** WORK TO DO **
Scan the lines below; pull out those with "this".

· · ·

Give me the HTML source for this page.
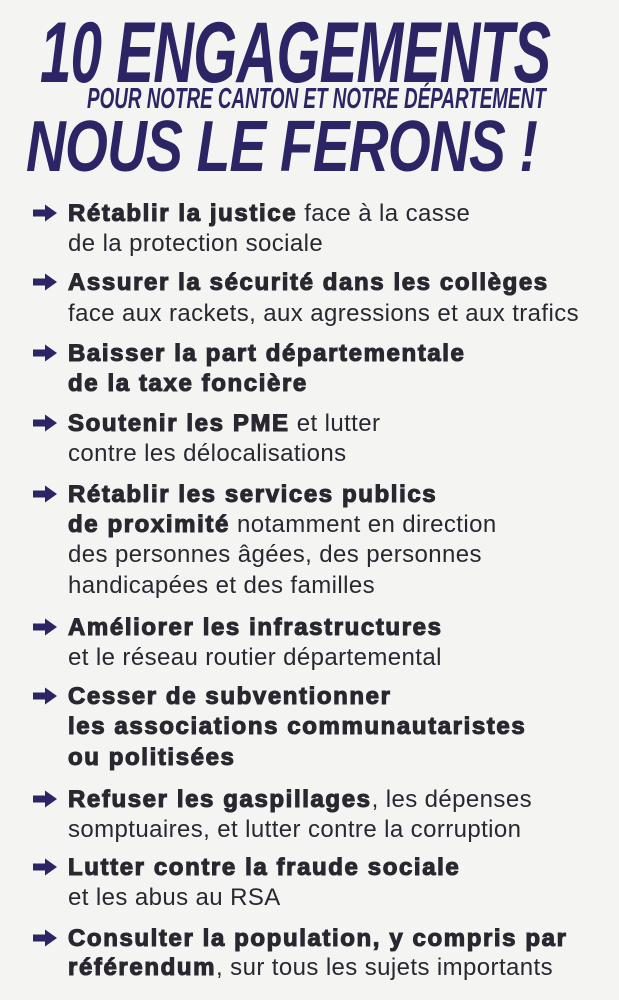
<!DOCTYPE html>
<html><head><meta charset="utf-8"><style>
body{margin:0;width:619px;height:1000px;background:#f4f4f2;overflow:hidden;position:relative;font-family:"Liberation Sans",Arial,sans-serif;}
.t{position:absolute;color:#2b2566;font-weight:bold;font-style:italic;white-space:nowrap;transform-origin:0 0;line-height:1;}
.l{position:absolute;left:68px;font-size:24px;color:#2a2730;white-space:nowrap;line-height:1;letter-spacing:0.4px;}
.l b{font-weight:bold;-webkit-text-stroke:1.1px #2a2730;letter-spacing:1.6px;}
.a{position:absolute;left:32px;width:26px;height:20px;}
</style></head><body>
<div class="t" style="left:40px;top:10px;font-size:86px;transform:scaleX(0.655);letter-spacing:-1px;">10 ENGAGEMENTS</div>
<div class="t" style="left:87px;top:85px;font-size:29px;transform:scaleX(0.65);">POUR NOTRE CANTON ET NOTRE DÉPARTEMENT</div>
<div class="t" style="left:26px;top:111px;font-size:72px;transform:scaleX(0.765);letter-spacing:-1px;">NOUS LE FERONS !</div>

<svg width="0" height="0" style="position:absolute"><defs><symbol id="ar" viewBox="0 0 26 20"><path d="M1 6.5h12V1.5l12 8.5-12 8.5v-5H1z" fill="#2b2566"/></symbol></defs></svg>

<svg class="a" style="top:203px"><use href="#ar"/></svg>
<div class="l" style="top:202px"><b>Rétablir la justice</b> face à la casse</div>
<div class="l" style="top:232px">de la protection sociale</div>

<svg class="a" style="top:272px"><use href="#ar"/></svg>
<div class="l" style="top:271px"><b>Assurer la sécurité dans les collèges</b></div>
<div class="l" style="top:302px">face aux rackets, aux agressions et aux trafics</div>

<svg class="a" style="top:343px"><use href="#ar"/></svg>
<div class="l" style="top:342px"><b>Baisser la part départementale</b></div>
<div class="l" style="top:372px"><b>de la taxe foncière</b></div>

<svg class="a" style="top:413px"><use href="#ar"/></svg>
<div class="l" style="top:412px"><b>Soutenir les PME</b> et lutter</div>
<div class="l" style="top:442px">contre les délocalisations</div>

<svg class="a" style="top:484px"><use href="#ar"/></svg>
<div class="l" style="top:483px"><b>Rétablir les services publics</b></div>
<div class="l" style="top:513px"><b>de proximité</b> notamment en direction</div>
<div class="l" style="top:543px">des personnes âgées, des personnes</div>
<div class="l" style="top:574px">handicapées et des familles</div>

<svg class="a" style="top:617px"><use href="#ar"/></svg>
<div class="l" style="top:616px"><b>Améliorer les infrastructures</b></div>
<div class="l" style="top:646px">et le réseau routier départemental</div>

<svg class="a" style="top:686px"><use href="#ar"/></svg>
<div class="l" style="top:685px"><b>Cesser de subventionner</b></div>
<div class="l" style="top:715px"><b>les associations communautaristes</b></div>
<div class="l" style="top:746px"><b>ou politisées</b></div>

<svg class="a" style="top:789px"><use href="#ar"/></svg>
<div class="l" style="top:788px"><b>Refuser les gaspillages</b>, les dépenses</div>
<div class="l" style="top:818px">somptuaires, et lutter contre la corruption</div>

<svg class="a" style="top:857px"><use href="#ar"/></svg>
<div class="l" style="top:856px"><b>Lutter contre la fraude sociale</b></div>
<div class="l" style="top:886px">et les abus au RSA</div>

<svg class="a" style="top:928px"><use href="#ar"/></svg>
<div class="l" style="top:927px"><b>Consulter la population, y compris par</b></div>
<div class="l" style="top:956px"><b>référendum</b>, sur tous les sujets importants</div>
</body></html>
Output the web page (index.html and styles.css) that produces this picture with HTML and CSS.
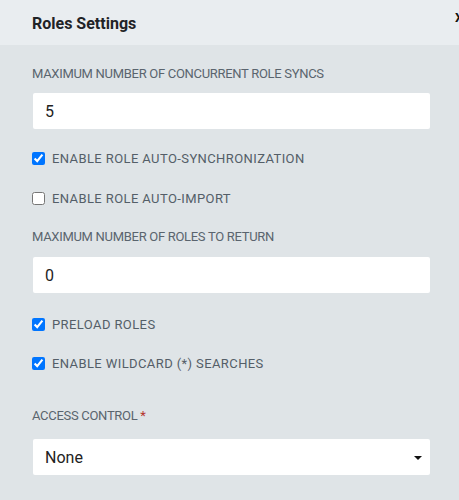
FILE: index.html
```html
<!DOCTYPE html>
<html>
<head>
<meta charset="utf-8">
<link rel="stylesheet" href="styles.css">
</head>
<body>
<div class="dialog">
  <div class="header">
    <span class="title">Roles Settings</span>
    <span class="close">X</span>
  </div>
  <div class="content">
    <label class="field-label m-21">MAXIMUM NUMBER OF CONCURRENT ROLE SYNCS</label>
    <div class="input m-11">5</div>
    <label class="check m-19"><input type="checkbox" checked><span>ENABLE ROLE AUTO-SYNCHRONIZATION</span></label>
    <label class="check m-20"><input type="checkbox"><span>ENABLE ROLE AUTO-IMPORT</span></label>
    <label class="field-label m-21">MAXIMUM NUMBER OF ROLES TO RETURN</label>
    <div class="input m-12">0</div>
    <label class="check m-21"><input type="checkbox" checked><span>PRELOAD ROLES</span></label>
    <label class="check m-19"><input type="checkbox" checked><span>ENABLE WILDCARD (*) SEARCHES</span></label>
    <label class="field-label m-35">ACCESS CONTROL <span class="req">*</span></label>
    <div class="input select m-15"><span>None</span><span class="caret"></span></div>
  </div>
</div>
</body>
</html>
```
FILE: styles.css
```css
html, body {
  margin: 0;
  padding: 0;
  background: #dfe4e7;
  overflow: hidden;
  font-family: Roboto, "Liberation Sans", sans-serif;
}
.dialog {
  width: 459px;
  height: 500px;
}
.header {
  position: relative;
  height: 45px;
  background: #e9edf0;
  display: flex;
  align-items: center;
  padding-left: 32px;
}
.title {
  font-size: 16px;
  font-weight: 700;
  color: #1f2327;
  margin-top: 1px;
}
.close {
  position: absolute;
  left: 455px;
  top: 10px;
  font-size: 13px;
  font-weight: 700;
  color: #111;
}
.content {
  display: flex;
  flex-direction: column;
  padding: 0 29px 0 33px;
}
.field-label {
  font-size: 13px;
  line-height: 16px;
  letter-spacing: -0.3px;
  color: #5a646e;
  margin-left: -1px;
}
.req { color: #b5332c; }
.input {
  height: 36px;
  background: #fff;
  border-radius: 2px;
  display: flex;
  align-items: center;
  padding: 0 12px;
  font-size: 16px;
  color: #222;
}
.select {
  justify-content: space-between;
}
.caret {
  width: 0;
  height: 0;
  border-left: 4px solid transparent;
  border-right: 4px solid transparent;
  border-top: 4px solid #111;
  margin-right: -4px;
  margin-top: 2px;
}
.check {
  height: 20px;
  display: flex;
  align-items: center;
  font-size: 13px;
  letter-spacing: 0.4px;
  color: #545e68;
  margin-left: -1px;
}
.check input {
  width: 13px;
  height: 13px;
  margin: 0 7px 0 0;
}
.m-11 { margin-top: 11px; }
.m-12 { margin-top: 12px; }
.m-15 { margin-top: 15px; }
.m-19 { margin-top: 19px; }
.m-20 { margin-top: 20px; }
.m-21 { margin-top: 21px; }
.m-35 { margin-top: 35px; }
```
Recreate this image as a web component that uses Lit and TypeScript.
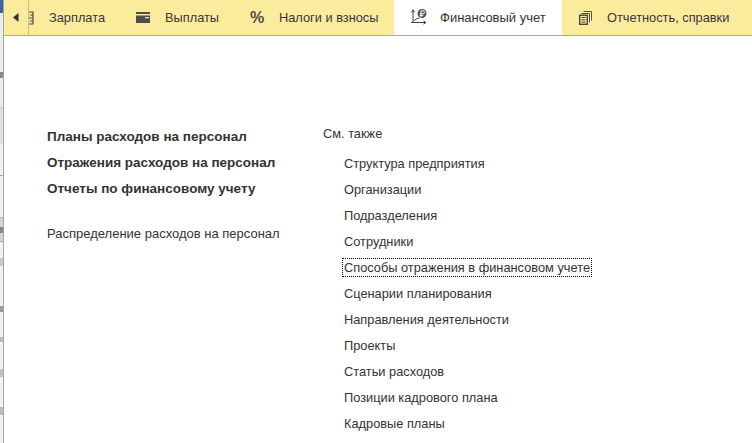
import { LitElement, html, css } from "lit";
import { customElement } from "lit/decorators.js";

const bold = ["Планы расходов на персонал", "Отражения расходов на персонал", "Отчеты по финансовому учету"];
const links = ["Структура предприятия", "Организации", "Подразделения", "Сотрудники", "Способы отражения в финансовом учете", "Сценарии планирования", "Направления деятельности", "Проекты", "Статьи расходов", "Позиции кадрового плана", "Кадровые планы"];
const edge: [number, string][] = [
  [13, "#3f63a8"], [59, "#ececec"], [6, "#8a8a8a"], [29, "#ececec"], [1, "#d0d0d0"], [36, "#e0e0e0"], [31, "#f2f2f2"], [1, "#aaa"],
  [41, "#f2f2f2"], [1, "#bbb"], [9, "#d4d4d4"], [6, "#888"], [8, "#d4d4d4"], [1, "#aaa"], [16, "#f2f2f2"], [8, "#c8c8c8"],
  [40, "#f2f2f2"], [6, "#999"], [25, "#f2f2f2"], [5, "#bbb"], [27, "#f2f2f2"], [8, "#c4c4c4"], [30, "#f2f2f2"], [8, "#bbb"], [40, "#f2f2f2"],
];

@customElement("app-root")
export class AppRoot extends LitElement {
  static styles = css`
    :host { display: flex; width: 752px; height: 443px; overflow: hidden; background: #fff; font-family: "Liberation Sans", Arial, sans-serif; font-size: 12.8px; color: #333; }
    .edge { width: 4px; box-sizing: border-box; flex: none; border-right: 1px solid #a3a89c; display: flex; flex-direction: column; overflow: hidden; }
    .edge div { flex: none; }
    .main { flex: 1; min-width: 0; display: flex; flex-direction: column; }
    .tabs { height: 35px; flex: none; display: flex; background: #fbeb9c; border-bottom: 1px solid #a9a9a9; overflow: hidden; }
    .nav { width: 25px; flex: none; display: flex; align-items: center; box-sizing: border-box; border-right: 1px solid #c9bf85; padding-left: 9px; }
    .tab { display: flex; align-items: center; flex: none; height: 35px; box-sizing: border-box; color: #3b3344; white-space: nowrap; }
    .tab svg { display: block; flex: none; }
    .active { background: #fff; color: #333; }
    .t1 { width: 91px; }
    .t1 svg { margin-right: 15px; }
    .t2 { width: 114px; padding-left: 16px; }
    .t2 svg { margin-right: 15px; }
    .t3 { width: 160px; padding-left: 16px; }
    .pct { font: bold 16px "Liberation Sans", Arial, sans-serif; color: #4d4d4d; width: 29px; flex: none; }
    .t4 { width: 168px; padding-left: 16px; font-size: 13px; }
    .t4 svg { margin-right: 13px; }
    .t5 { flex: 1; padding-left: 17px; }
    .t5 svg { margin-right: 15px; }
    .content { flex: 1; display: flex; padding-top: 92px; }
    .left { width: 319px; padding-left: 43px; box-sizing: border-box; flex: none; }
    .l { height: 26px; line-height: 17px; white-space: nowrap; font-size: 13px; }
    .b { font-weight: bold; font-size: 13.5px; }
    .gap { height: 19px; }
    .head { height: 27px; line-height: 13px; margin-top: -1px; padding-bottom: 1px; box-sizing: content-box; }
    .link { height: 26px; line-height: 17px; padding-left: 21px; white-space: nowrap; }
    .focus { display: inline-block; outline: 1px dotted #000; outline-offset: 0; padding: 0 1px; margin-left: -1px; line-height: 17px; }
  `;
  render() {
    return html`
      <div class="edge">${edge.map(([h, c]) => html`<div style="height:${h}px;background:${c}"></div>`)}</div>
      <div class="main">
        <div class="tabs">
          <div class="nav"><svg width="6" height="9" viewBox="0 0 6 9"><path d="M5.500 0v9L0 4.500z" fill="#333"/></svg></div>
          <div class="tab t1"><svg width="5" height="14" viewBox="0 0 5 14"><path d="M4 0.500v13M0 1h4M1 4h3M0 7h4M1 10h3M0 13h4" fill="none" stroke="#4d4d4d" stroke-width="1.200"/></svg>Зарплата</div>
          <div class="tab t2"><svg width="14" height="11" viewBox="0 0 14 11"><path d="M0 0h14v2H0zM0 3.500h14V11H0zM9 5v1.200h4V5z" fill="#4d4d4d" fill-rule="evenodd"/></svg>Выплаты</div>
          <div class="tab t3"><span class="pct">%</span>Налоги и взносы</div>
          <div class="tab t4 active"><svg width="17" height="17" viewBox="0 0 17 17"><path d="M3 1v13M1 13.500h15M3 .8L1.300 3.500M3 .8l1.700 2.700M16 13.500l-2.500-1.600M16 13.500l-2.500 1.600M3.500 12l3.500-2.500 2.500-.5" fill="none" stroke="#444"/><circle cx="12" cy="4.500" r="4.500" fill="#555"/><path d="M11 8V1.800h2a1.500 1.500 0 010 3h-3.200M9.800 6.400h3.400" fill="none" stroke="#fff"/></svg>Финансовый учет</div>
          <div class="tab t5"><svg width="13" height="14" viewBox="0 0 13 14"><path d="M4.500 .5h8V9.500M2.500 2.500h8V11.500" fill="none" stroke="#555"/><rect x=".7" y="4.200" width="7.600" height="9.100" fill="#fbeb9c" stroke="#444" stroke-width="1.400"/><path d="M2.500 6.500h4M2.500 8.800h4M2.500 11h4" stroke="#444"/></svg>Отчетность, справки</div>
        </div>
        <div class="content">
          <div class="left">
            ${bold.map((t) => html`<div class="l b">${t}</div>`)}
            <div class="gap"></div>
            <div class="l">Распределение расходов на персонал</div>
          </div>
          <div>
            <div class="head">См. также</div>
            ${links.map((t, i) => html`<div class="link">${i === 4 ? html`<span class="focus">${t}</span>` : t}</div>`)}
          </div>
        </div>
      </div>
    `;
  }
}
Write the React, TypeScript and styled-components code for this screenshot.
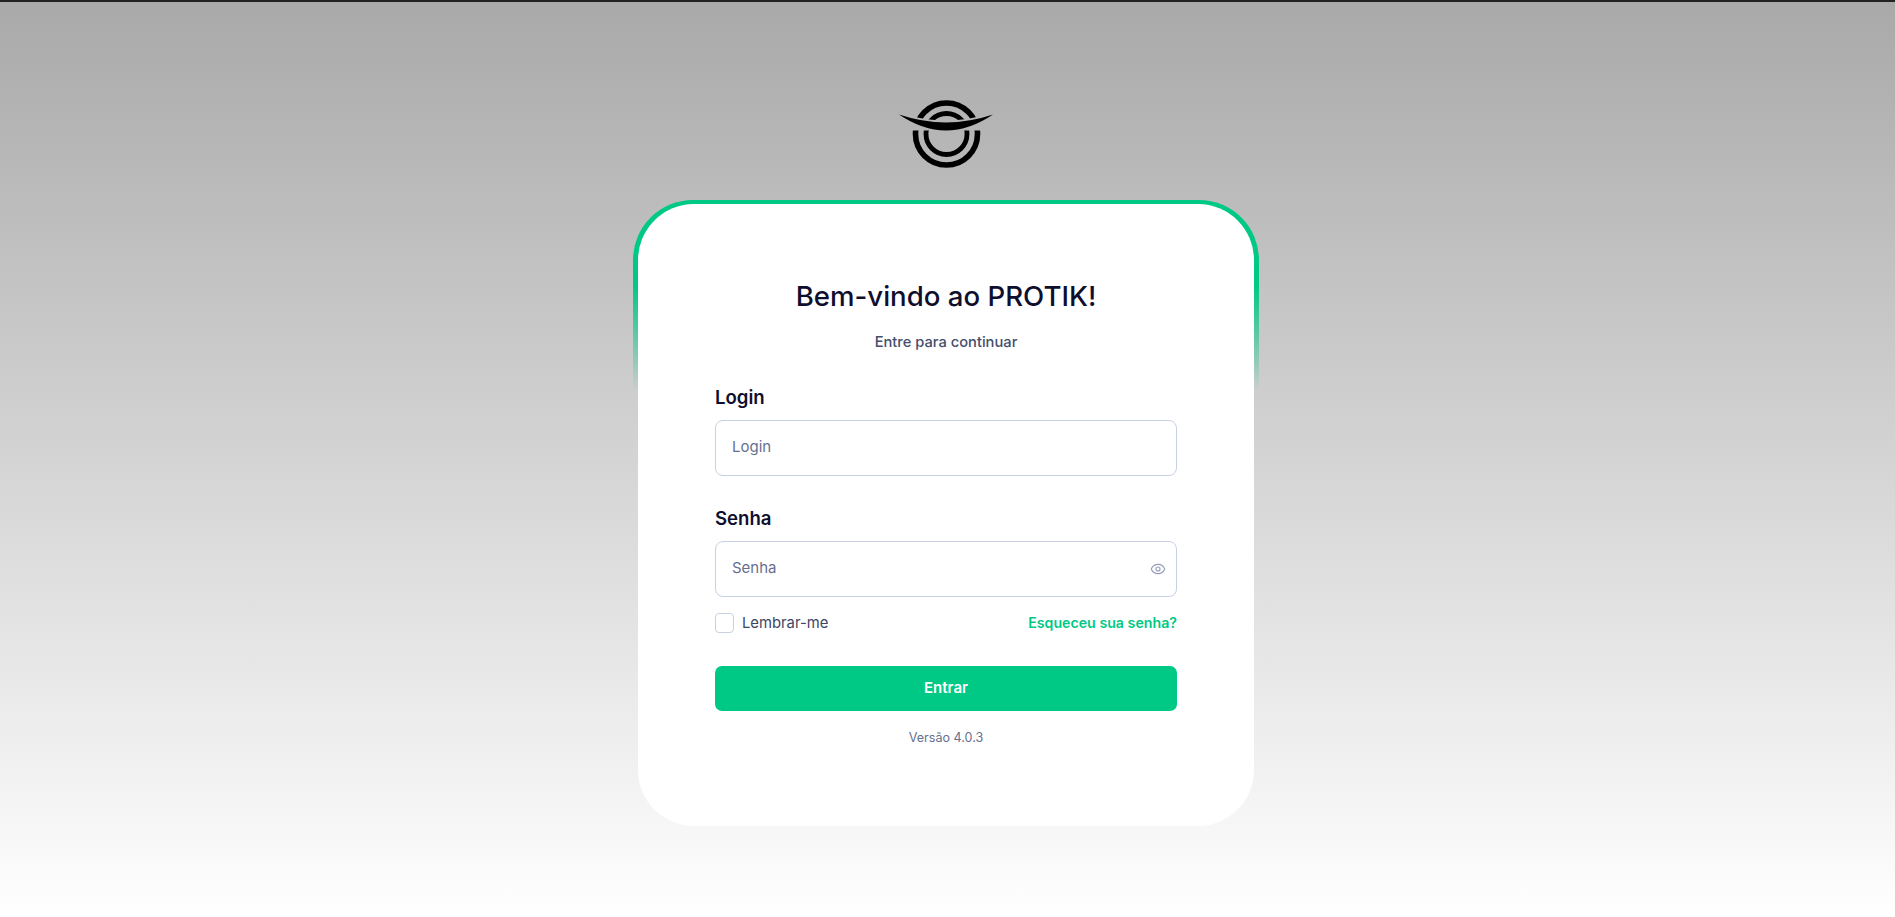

· · ·

** RESPONSE TO THE EXERCISE **
Give me the HTML source for this page.
Output the web page (index.html and styles.css) that produces this picture with HTML and CSS.
Recreate this image as a web component that uses Lit and TypeScript.
Write the React, TypeScript and styled-components code for this screenshot.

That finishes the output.